William T. Vollmann: Imperial

William T. Vollmann: Imperial

Eccentric, prolific National Book Award winner William Vollmann has been writing about Imperial County, California, for a decade. His obsession with this bizarre corner of America is chronicled in Imperial, an astounding thousand pages of land records, newspaper morgue finds, rafting trips down the nation’s most polluted waterway, history, interviews, artistic critique, and excursions into Los Angeles and Mexico. Together they form a devastating portrait of a region pumped up by boosters, plagued by contrast with its Southern neighbor, and haunted by the legacy of its desperate, foolish experiments with recalcitrant rivers. Vollmann has written a kind of American non-fiction Moby Dick, with himself as Ahab, not so much documenting as doggedly pursuing a quarry that only he perceives.

The Salton Sea, that irrigation mistake that filled a saline basin with now-useless brine, briefly rebranded as a landlocked Pleasure Island, hangs over Vollmann’s circuitous narrative the way its expanse lies poised on the map above the Mexican border, a bitter droplet about to fall. Water is the central concern of this massive book that defies outline or map—the water that 19th-century farmers were promised existed in such abundance that no question need ever be raised about its availability. WATER IS HERE, MOISTURE MEANS MILLIONS, and THE DESERT DISAPPEARS, run the words of just a few of the broadside slogans, Chamber of Commerce quotations, and dime-novel platitudes that Vollmann elevates to liturgical incantations. He repeats them in every possible context until they become abstract shapes, like the Mark Rothko paintings he overlays onto the Imperial County landscape.
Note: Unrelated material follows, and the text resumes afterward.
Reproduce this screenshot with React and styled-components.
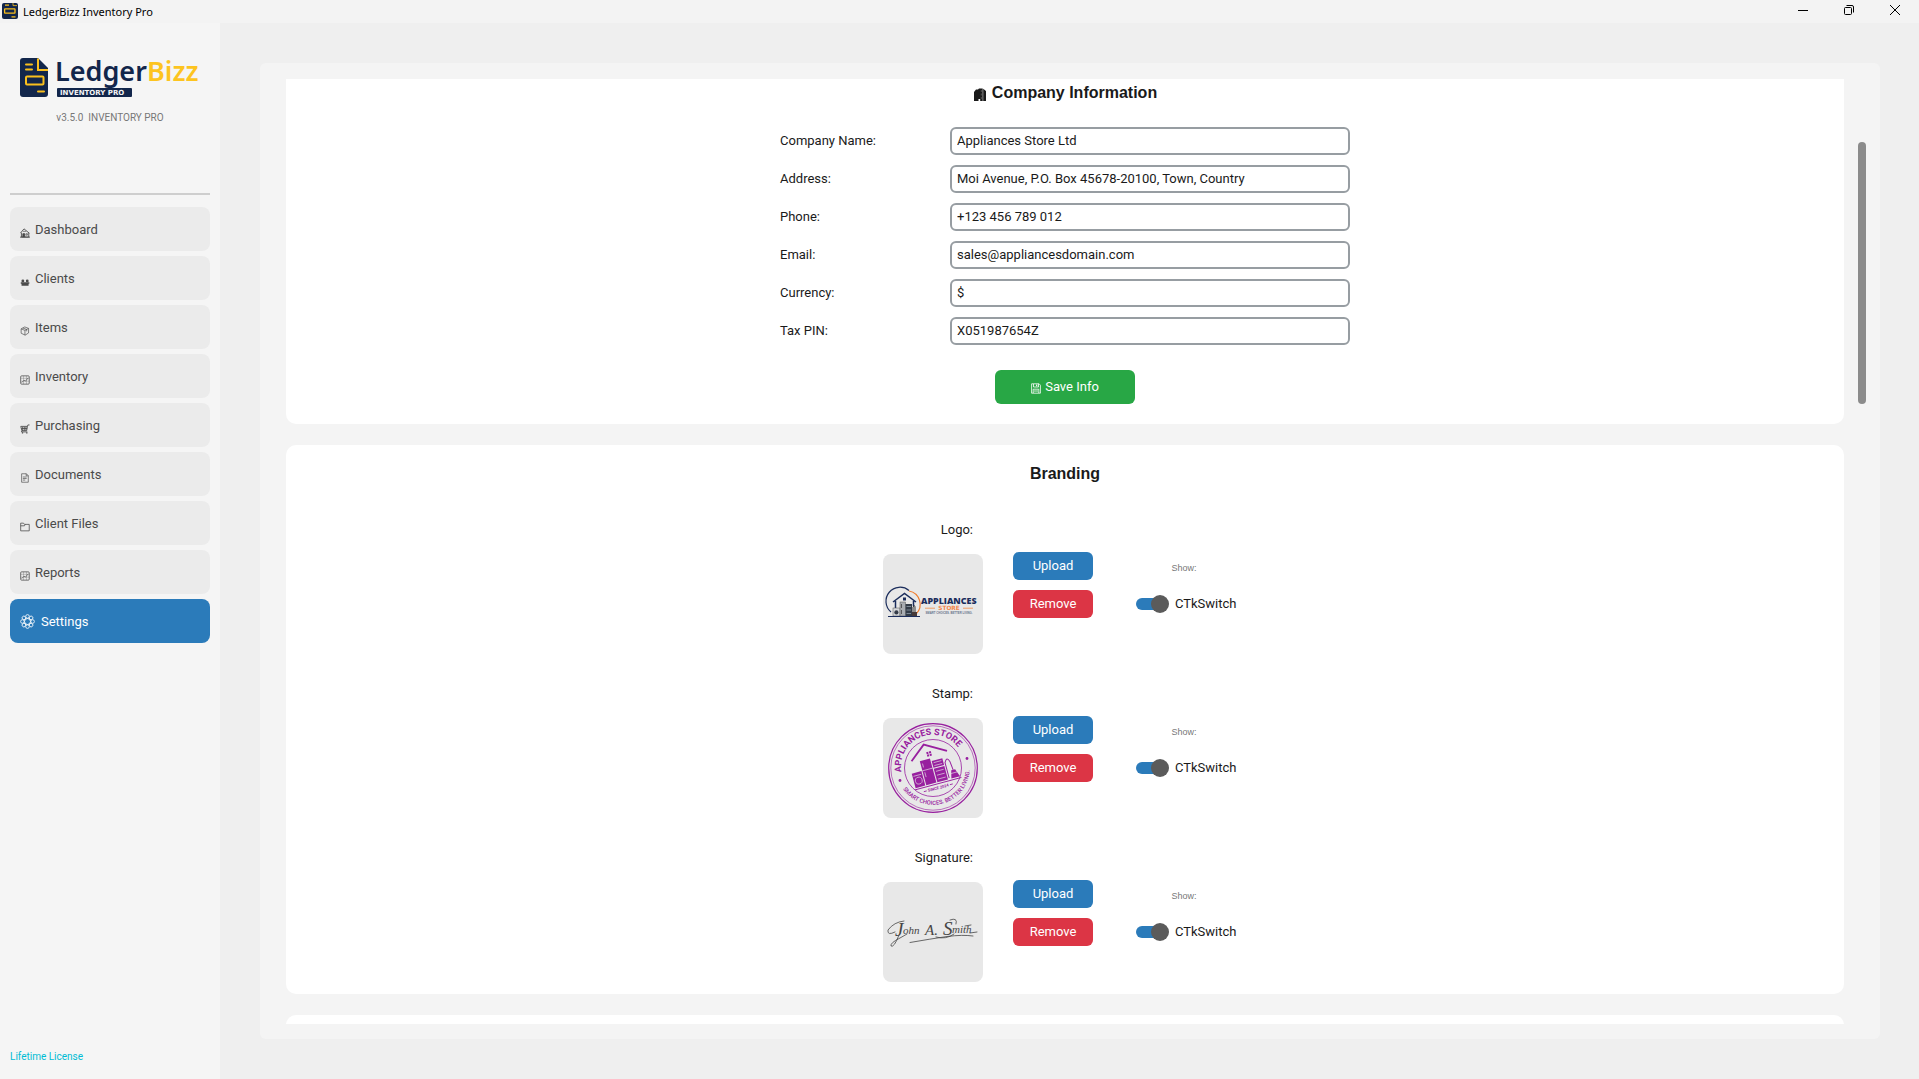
// App.jsx
import React, { useState } from "react";
import styled, { createGlobalStyle, css } from "styled-components";

const GlobalStyle = createGlobalStyle`
  * {
    box-sizing: border-box;
  }
  body {
    margin: 0;
    background-color: #efefef;
    color: #1a1a1a;
    font-family: Roboto, "Liberation Sans", sans-serif;
    font-size: 13px;
  }
  button,
  input {
    font-family: inherit;
    font-size: inherit;
  }
`;

const Window = styled.div`
  display: flex;
  flex-direction: column;
  height: 100vh;
  overflow: hidden;
`;

const TitleBar = styled.header`
  display: flex;
  align-items: flex-start;
  height: 23px;
  padding: 0 1px 0 2px;
  background-color: #f3f3f3;
  flex-shrink: 0;
`;

const TitleText = styled.span`
  flex: 1;
  padding-left: 5px;
  color: #000;
  font-family: "Noto Sans", sans-serif;
  font-size: 11px;
  line-height: 23px;
`;

const WindowButton = styled.button`
  display: flex;
  align-items: center;
  justify-content: center;
  width: 46px;
  height: 20px;
  padding: 0;
  border: none;
  background: none;
`;

const Body = styled.div`
  display: flex;
  flex: 1;
  min-height: 0;
`;

const Sidebar = styled.aside`
  display: flex;
  flex-direction: column;
  width: 220px;
  padding: 24px 10px 15px;
  background-color: #f5f5f5;
  flex-shrink: 0;
`;

const Brand = styled.div`
  display: flex;
  flex-direction: column;
  align-items: center;
  gap: 12px;
  height: 146px;
`;

const SmallText = styled.span`
  color: ${({ $color }) => $color || "#777"};
  font-size: 10px;
  line-height: 14px;
  white-space: pre;
`;

const Divider = styled.hr`
  width: 100%;
  height: 2px;
  margin: 0 0 12px;
  border: none;
  background-color: #cecece;
`;

const Nav = styled.nav`
  display: flex;
  flex-direction: column;
  flex: 1;
  gap: 5px;
`;

const NavButton = styled.button`
  display: flex;
  align-items: center;
  gap: 5px;
  height: 44px;
  padding: 1px 10px 0;
  border: none;
  border-radius: 8px;
  background-color: #ebebeb;
  color: #4a4a4a;

  svg {
    margin-top: 6px;
  }

  ${({ $active }) =>
    $active &&
    css`
      gap: 6px;
      background-color: #2b7bba;
      color: #fff;

      svg {
        margin-top: 0;
      }
    `}
`;

const Main = styled.main`
  display: flex;
  flex: 1;
  padding: 40px 39px 40px 40px;
`;

const Panel = styled.div`
  display: flex;
  flex: 1;
  gap: 14px;
  padding: 16px 14px 15px 26px;
  border-radius: 6px;
  background-color: #f4f4f4;
`;

const Viewport = styled.div`
  display: flex;
  flex-direction: column;
  flex: 1;
  gap: 21px;
  overflow: hidden;
`;

const Scrollbar = styled.div`
  width: 8px;
  padding-top: 63px;
`;

const Thumb = styled.div`
  height: 262px;
  border-radius: 4px;
  background-color: #8b8b8b;
`;

const Card = styled.section`
  display: flex;
  flex-direction: column;
  align-items: center;
  min-height: 60px;
  padding: ${({ $padding }) => $padding || "0"};
  border-radius: ${({ $cut }) => ($cut ? "0 0 10px 10px" : "10px")};
  background-color: #fff;
  flex-shrink: 0;
`;

const CardTitle = styled.h2`
  display: flex;
  align-items: center;
  gap: 5px;
  margin: 0;
  font-family: "Liberation Sans", sans-serif;
  font-size: 16px;
  font-weight: bold;
  line-height: 28px;

  svg {
    margin-top: 3px;
  }
`;

const Form = styled.form`
  display: flex;
  flex-direction: column;
  align-items: center;
  gap: 25px;
  padding-top: 20px;
`;

const Fields = styled.div`
  display: flex;
  flex-direction: column;
  gap: 10px;
`;

const Field = styled.div`
  display: grid;
  grid-template-columns: 170px 400px;
  align-items: center;
`;

const FieldLabel = styled.label`
  padding-bottom: 2px;
`;

const Input = styled.input`
  height: 28px;
  padding: 0 5px 2px;
  border: 2px solid #979da2;
  border-radius: 6px;
  outline: none;
  background-color: #fff;
  color: #1a1a1a;
`;

const Button = styled.button`
  display: flex;
  align-items: center;
  justify-content: center;
  gap: 4px;
  width: ${({ $wide }) => ($wide ? "140px" : "80px")};
  height: ${({ $wide }) => ($wide ? "34px" : "28px")};
  padding: 0 0 1px;
  border: none;
  border-radius: 6px;
  background-color: ${({ $color }) => $color};
  color: #fff;

  svg {
    margin-top: 4px;
  }
`;

const Assets = styled.div`
  display: flex;
  flex-direction: column;
  gap: 30px;
  padding-top: 32px;
`;

const Asset = styled.div`
  display: grid;
  grid-template-columns: 100px 80px 124px;
  column-gap: 30px;
  row-gap: 12px;
`;

const AssetName = styled.span`
  padding-right: 10px;
  line-height: 20px;
  text-align: right;
`;

const Preview = styled.div`
  display: flex;
  grid-row: 2;
  width: 100px;
  height: 100px;
  margin-top: 2px;
  border-radius: 8px;
  background-color: #e8e8e8;
`;

const Actions = styled.div`
  display: flex;
  flex-direction: column;
  grid-row: 2;
  gap: 10px;
`;

const ShowGroup = styled.div`
  display: flex;
  flex-direction: column;
  grid-row: 2;
  gap: 20px;
  padding: 9px 0 0 13px;
`;

const ShowLabel = styled(SmallText)`
  width: 96px;
  font-family: "Liberation Sans", sans-serif;
  font-size: 9px;
  text-align: center;
`;

const SwitchLabel = styled.label`
  display: flex;
  align-items: center;
  gap: 6px;
  line-height: 18px;
`;

const Switch = styled.input`
  display: flex;
  align-items: center;
  appearance: none;
  width: 33px;
  height: 18px;
  margin: 0;
  background: linear-gradient(
      ${({ checked }) => (checked ? "#2b7bba" : "#979da2")},
      ${({ checked }) => (checked ? "#2b7bba" : "#979da2")}
    )
    6px 3px / 20px 12px no-repeat;

  &::before {
    content: "";
    width: 15px;
    height: 12px;
    border-radius: 6px 0 0 6px;
    background-color: ${({ checked }) => (checked ? "#2b7bba" : "#979da2")};
  }

  &::after {
    content: "";
    width: 18px;
    height: 18px;
    border-radius: 50%;
    background-color: #5b5b5b;
    order: ${({ checked }) => (checked ? 1 : -1)};
  }
`;

const AppIconSvg = styled.svg`
  margin-top: 3px;
`;

const AppIcon = () => (
  <AppIconSvg width="16" height="16" viewBox="0 0 16 16" fill="none">
    <rect width="16" height="16" rx="2" fill="#12264b" />
    <g stroke="#f9bf1d" strokeWidth="1.3">
      <path d="M3 2.2h4M9.5 13.8h4" />
      <path d="M11 0v2.6h4" strokeWidth=".8" />
      <rect x="2.6" y="5.8" width="10.4" height="4.4" rx=".4" />
    </g>
  </AppIconSvg>
);

const BrandLogo = () => (
  <svg width="184" height="52" viewBox="0 -10 184 52" role="img" aria-label="LedgerBizz">
    <path d="M5 1h15l10 10v26a3 3 0 0 1-3 3H5a3 3 0 0 1-3-3V4a3 3 0 0 1 3-3z" fill="#12264b" />
    <path d="M20 1.5V13h10" stroke="#f9bf1d" strokeWidth="2" fill="none" />
    <path d="M8 7.5h6M8 12.5h6M20 34.5h6" stroke="#f9bf1d" strokeWidth="2" strokeLinecap="round" />
    <rect x="8" y="19.5" width="17.5" height="8" rx="1" stroke="#f9bf1d" strokeWidth="2" fill="none" />
    <g fontFamily="Noto Sans" fontSize="27" fontWeight="600">
      <text x="37" y="24" fill="#12264b">Ledger</text>
      <text x="129" y="24" fill="#fdc41f">Bizz</text>
    </g>
    <rect x="39" y="31" width="75" height="9" rx="1" fill="#12264b" />
    <text x="42" y="38" fontFamily="DejaVu Sans" fontSize="7" fontWeight="700" fill="#f5f5f5">
      INVENTORY PRO
    </text>
  </svg>
);

const navShapes = {
  home: (
    <>
      <path d="M.4 5.4 4.2.9l5.6 4.6M1.5 5v4.5h7.7V5" />
      <path d="M3 9.5V6h2v3.5" fill="currentColor" />
      <path d="M6.3 6h1.5v1.5H6.3zM3 3.5h3.5" strokeWidth=".7" />
      <path d="M0 9.6h10.5" />
    </>
  ),
  clients: (
    <g fill="currentColor" stroke="none">
      <circle cx="3" cy="4.1" r="1.5" />
      <circle cx="7.6" cy="4.1" r="1.5" />
      <path d="M.8 5.4h9v1.7H9v2.1H1.6V7.1H.8z" />
    </g>
  ),
  box: (
    <path
      d="M1.2 3 5 1l4 1.5v4.8L5.4 9.6 1.2 7.6zM1.2 3l4 1.6L9 2.5M5.2 4.6v5M3 2.1l4 1.5v2"
      strokeWidth=".7"
    />
  ),
  chart: (
    <>
      <rect x=".7" y=".9" width="9" height="8.7" rx="1" strokeWidth=".8" />
      <path d="M1 3.5h8.5M1 6.5h8.5M3.7 1v8.5M6.8 1v8.5" strokeWidth=".3" />
      <path d="m1.8 8 2.4-2.6 1.6 1L8.6 3" strokeWidth=".7" />
    </>
  ),
  cart: (
    <>
      <path d="M.8 2.5h7L7 7H2zM7.8 2.5 8.3 1H10M2 7l-.5 1.3h6.2M2.8 3v4M4.5 3v4M6.2 3v4M1.5 4.7h6" />
      <path d="M2 9.4h1.3M6.5 9.4h1.3" strokeWidth="1.3" />
    </>
  ),
  document: (
    <path d="M1.7.8h5l2 2v6.9h-7zM6.5.8V3h2.2M3 4.2h4M3 5.8h4M3 7.4h2.5" strokeWidth=".7" />
  ),
  folder: <path d="M.7 9.3V1.2h3l1 1.3h5v6.8zM.7 4h4L5.5 2.5" strokeWidth=".8" />,
};

const NavIcon = ({ name }) => (
  <svg width="10" height="10" viewBox="0 0 10.5 10.5" fill="none" stroke="currentColor" strokeWidth=".9">
    {navShapes[name]}
  </svg>
);

const GearIcon = () => (
  <svg width="15" height="15" viewBox="0 0 15 15" fill="none" stroke="currentColor">
    {[0, 45, 90, 135, 180, 225, 270, 315].map((angle) => (
      <circle key={angle} cx="7.5" cy="2.4" r="1.8" transform={`rotate(${angle} 7.5 7.5)`} strokeWidth=".8" />
    ))}
    <circle cx="7.5" cy="7.5" r="3" strokeWidth="1" />
  </svg>
);

const BuildingIcon = () => (
  <svg width="14" height="13" viewBox="0 0 14 13" fill="#1a1a1a">
    <path d="M1 4 3 1.5h2L6 .5h3.7V13H7.2v-2H5.5v2H1zM10.2.8 13 3v10h-2.8z" />
    <path d="M8.3 2v2M8.3 5.5v2M8.3 9v2" stroke="#777" strokeWidth=".6" />
  </svg>
);

const SaveIcon = () => (
  <svg width="10" height="11" viewBox="0 0 10 11" fill="none" stroke="#fff" strokeWidth=".8">
    <path d="M.6.8h7.5l1.3 1.4v8H.6z" />
    <path d="M2.5 1v3h5V1M2.2 10V6.2h5.6V10M3 8h4" />
    <path d="M5.7 1.5v1.7" strokeWidth="1.2" />
  </svg>
);

const StoreLogo = () => (
  <svg width="100" height="100" viewBox="0 0 100 100" role="img" aria-label="Appliances Store logo">
    <path d="M8 58A14 14 0 0 1 26 36.5" stroke="#1b2d5c" strokeWidth="1.2" fill="none" />
    <path d="M26 37A13.5 13.5 0 0 1 33 60" stroke="#f07c2c" strokeWidth="1.2" fill="none" />
    <path d="m10 48 11.5-8.5L33 48M12.5 47v14M30.5 47v5" stroke="#1b2d5c" strokeWidth="1.5" fill="none" />
    <path d="M20 43.5h3v3h-3z" fill="#1b2d5c" />
    <rect x="10" y="54" width="7" height="8" fill="#d5d7da" stroke="#555" strokeWidth=".5" />
    <circle cx="13.4" cy="58.4" r="2.1" fill="#353c48" />
    <rect x="17" y="48" width="5.5" height="14" fill="#a9adb2" stroke="#555" strokeWidth=".5" />
    <path d="M18.5 50v4M18.5 56v4" stroke="#333" strokeWidth=".7" />
    <rect x="22.5" y="50" width="6.5" height="12" fill="#333c48" />
    <path d="M23.5 52.5h4.5M23.5 56h4.5M23.5 59.5h4.5" stroke="#9daab7" strokeWidth=".7" />
    <path d="M30 61v-8q2-3 2 1v5" stroke="#333" fill="none" />
    <path d="M29 58h5v4h-5z" fill="#473a38" />
    <path d="M5 62.5h32" stroke="#1b2d5c" />
    <text x="38" y="50" fontFamily="Open Sans" fontSize="8.9" fontWeight="800" fill="#1b2d5c">
      APPLIANCES
    </text>
    <path d="M42 54.2h10M80 54.2h10" stroke="#f07c2c" strokeWidth=".7" />
    <text x="66" y="56.4" textAnchor="middle" fontFamily="DejaVu Sans" fontSize="5.8" fontWeight="700" fill="#f58549">
      STORE
    </text>
    <text x="66" y="60.4" textAnchor="middle" fontFamily="Liberation Sans" fontSize="2.8" fontWeight="700" fill="#68738d">
      SMART CHOICES. BETTER LIVING.
    </text>
  </svg>
);

const StoreStamp = () => (
  <svg width="100" height="100" viewBox="0 0 100 100" role="img" aria-label="Appliances Store stamp">
    <defs>
      <path id="stamp-top" d="M18.5 54A31.7 31.7 0 1 1 81 43" />
      <path id="stamp-bottom" d="M20 71A36.6 36.6 0 0 0 86.5 46" />
    </defs>
    <g fill="none" stroke="#98209f">
      <circle cx="50" cy="50" r="44.3" strokeWidth="1.2" />
      <circle cx="50" cy="50" r="42.2" strokeWidth=".6" />
      <circle cx="50" cy="50" r="28.5" strokeWidth=".8" />
    </g>
    <g fill="#98209f" fontFamily="Roboto" fontWeight="700">
      <text fontSize="9">
        <textPath href="#stamp-top">APPLIANCES STORE</textPath>
      </text>
      <text fontSize="5.8" fontWeight="500">
        <textPath href="#stamp-bottom">SMART CHOICES. BETTER LIVING.</textPath>
      </text>
      <circle cx="17" cy="62.5" r="1.4" />
      <circle cx="84" cy="40.5" r="1.4" />
    </g>
    <g transform="rotate(-15 50 50)">
      <path d="m31 38 16-13 21 12" fill="none" stroke="#98209f" strokeWidth="1.8" />
      <path d="M47.5 33h2v2h-2zM50.2 33h2v2h-2zM47.5 35.7h2v2h-2zM50.2 35.7h2v2h-2z" fill="#98209f" />
      <g fill="#98209f">
        <rect x="28" y="50" width="10" height="15" />
        <rect x="39" y="40" width="10.5" height="25" />
        <rect x="50.5" y="43" width="11" height="7" />
        <rect x="50.5" y="51" width="11" height="14" />
        <path d="m67 57 4 0 3 8H65z" />
      </g>
      <g fill="none" stroke="#e8e8e8" strokeWidth=".6">
        <circle cx="33" cy="58.5" r="3.4" />
        <path d="M29 53h8M39 50h10.5M41 43v4M41 52v5M52 45h8M52 48h8M52 54h8M52 58h8M52 62h8M66 60h7" />
      </g>
      <path d="M63 64V48q3-6 5 0l1 9" fill="none" stroke="#98209f" strokeWidth="1" />
      <path d="M27 66.5h48" stroke="#98209f" strokeWidth=".9" />
      <path d="M35 70.5h3M62 70.5h3" stroke="#98209f" strokeWidth=".8" />
      <text x="50" y="71.8" textAnchor="middle" fontFamily="Roboto" fontSize="4" fontWeight="700" fill="#98209f">
        SINCE 2024
      </text>
    </g>
  </svg>
);

const SignatureImage = () => (
  <svg width="100" height="100" viewBox="0 0 100 100" role="img" aria-label="Signature">
    <g fill="#454545" fontFamily="Liberation Serif" fontStyle="italic">
      <text x="12" y="54" fontSize="19">J</text>
      <text x="20" y="52" fontSize="11">ohn</text>
      <text x="42" y="53" fontSize="15">A.</text>
      <text x="60" y="53" fontSize="19">S</text>
      <text x="69" y="51" fontSize="11">mith</text>
    </g>
    <g fill="none" stroke="#454545" strokeWidth=".8" strokeLinecap="round">
      <path d="M21 39Q11 40 5 48Q4 54 12 50M16 53Q11 66 8 64Q7 61 17 56L24 52" />
      <path d="M53 55q10 3 18-3M73 42Q75 35 67 38M87 51l7-1M82 44l6-1" />
      <path d="M27 60.5Q47 57 64 54.5Q80 52.5 90 54" />
    </g>
  </svg>
);

const navItems = [
  { label: "Dashboard", icon: "home" },
  { label: "Clients", icon: "clients" },
  { label: "Items", icon: "box" },
  { label: "Inventory", icon: "chart" },
  { label: "Purchasing", icon: "cart" },
  { label: "Documents", icon: "document" },
  { label: "Client Files", icon: "folder" },
  { label: "Reports", icon: "chart" },
  { label: "Settings", icon: "gear" },
];

const companyFields = [
  { id: "name", label: "Company Name:" },
  { id: "address", label: "Address:" },
  { id: "phone", label: "Phone:" },
  { id: "email", label: "Email:" },
  { id: "currency", label: "Currency:" },
  { id: "pin", label: "Tax PIN:" },
];

const BrandingAsset = ({ label, children }) => {
  const [visible, setVisible] = useState(true);

  return (
    <Asset>
      <AssetName>{label}</AssetName>
      <Preview>{children}</Preview>
      <Actions>
        <Button type="button" $color="#2b7bba">Upload</Button>
        <Button type="button" $color="#dc3545">Remove</Button>
      </Actions>
      <ShowGroup>
        <ShowLabel>Show:</ShowLabel>
        <SwitchLabel>
          <Switch type="checkbox" checked={visible} onChange={(e) => setVisible(e.target.checked)} />
          CTkSwitch
        </SwitchLabel>
      </ShowGroup>
    </Asset>
  );
};

const App = () => {
  const [page, setPage] = useState("Settings");
  const [company, setCompany] = useState({
    name: "Appliances Store Ltd",
    address: "Moi Avenue, P.O. Box 45678-20100, Town, Country",
    phone: "+123 456 789 012",
    email: "sales@appliancesdomain.com",
    currency: "$",
    pin: "X051987654Z",
  });

  const handleChange = (e) => {
    setCompany({ ...company, [e.target.id]: e.target.value });
  };

  return (
    <>
      <GlobalStyle />
      <Window>
        <TitleBar>
          <AppIcon />
          <TitleText>LedgerBizz Inventory Pro</TitleText>
          <WindowButton aria-label="Minimize">
            <svg width="10" height="10" stroke="#000"><path d="M0 5.5h10" /></svg>
          </WindowButton>
          <WindowButton aria-label="Restore">
            <svg width="10" height="10" fill="none" stroke="#000">
              <rect x=".5" y="2.5" width="7" height="7" rx="1" />
              <path d="M2.5.5H8a1.5 1.5 0 0 1 1.5 1.5v5.5" />
            </svg>
          </WindowButton>
          <WindowButton aria-label="Close">
            <svg width="10" height="10" stroke="#000"><path d="m0 0 10 10M10 0 0 10" /></svg>
          </WindowButton>
        </TitleBar>
        <Body>
          <Sidebar>
            <Brand>
              <BrandLogo />
              <SmallText>{"v3.5.0  INVENTORY PRO"}</SmallText>
            </Brand>
            <Divider />
            <Nav>
              {navItems.map(({ label, icon }) => (
                <NavButton key={label} $active={label === page} onClick={() => setPage(label)}>
                  {icon === "gear" ? <GearIcon /> : <NavIcon name={icon} />}
                  {label}
                </NavButton>
              ))}
            </Nav>
            <SmallText $color="#00bcd4">Lifetime License</SmallText>
          </Sidebar>
          <Main>
            <Panel>
              <Viewport>
                <Card $cut $padding="0 0 20px">
                  <CardTitle>
                    <BuildingIcon />
                    Company Information
                  </CardTitle>
                  <Form onSubmit={(e) => e.preventDefault()}>
                    <Fields>
                      {companyFields.map(({ id, label }) => (
                        <Field key={id}>
                          <FieldLabel htmlFor={id}>{label}</FieldLabel>
                          <Input id={id} type="text" value={company[id]} onChange={handleChange} />
                        </Field>
                      ))}
                    </Fields>
                    <Button type="submit" $wide $color="#28a745">
                      <SaveIcon />
                      Save Info
                    </Button>
                  </Form>
                </Card>
                <Card $padding="15px 0 12px">
                  <CardTitle>Branding</CardTitle>
                  <Assets>
                    <BrandingAsset label="Logo:">
                      <StoreLogo />
                    </BrandingAsset>
                    <BrandingAsset label="Stamp:">
                      <StoreStamp />
                    </BrandingAsset>
                    <BrandingAsset label="Signature:">
                      <SignatureImage />
                    </BrandingAsset>
                  </Assets>
                </Card>
                <Card />
              </Viewport>
              <Scrollbar>
                <Thumb />
              </Scrollbar>
            </Panel>
          </Main>
        </Body>
      </Window>
    </>
  );
};

export default App;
Of course Imperial is about imperialism, the American expansion over the continent and resources it deems its own. In Vollmann’s pointillist method, that’s symbolized by the Gasden Purchase, the Chinese workers who spread into Mexico after being lured to California by jobs, and by his own book, the first paragraphs of which he rewrites over and over in various styles for evolving authorial purposes. But it’s also about the futility of that quest for dominion over natural resources, labor, and readers’ hearts and minds. In spite of the prim fury of American forces of decency, Prohibition never gets off the ground in Imperial County because of the abundance of legal liquor just across the border. The woman Vollmann loves, and with whom he first explores and photographs Imperial, leaves him heartbroken. What he terms “the entity called Imperial”—not a county with delineated borders, but an idea bounded by Los Angeles, Interstate 10, Baja, and the shockingly reduced Colorado River—blunders through identities like an economic powerhouse, farming mecca, tourist destination, and finally coyote and pollo (immigrant smuggler and immigrant) habitat without ever gaining control of its own destiny. In this brilliant book, the entity called William Vollmann records a similarly quixotic journey, also failing to find himself, but in the process illuminating everything around him.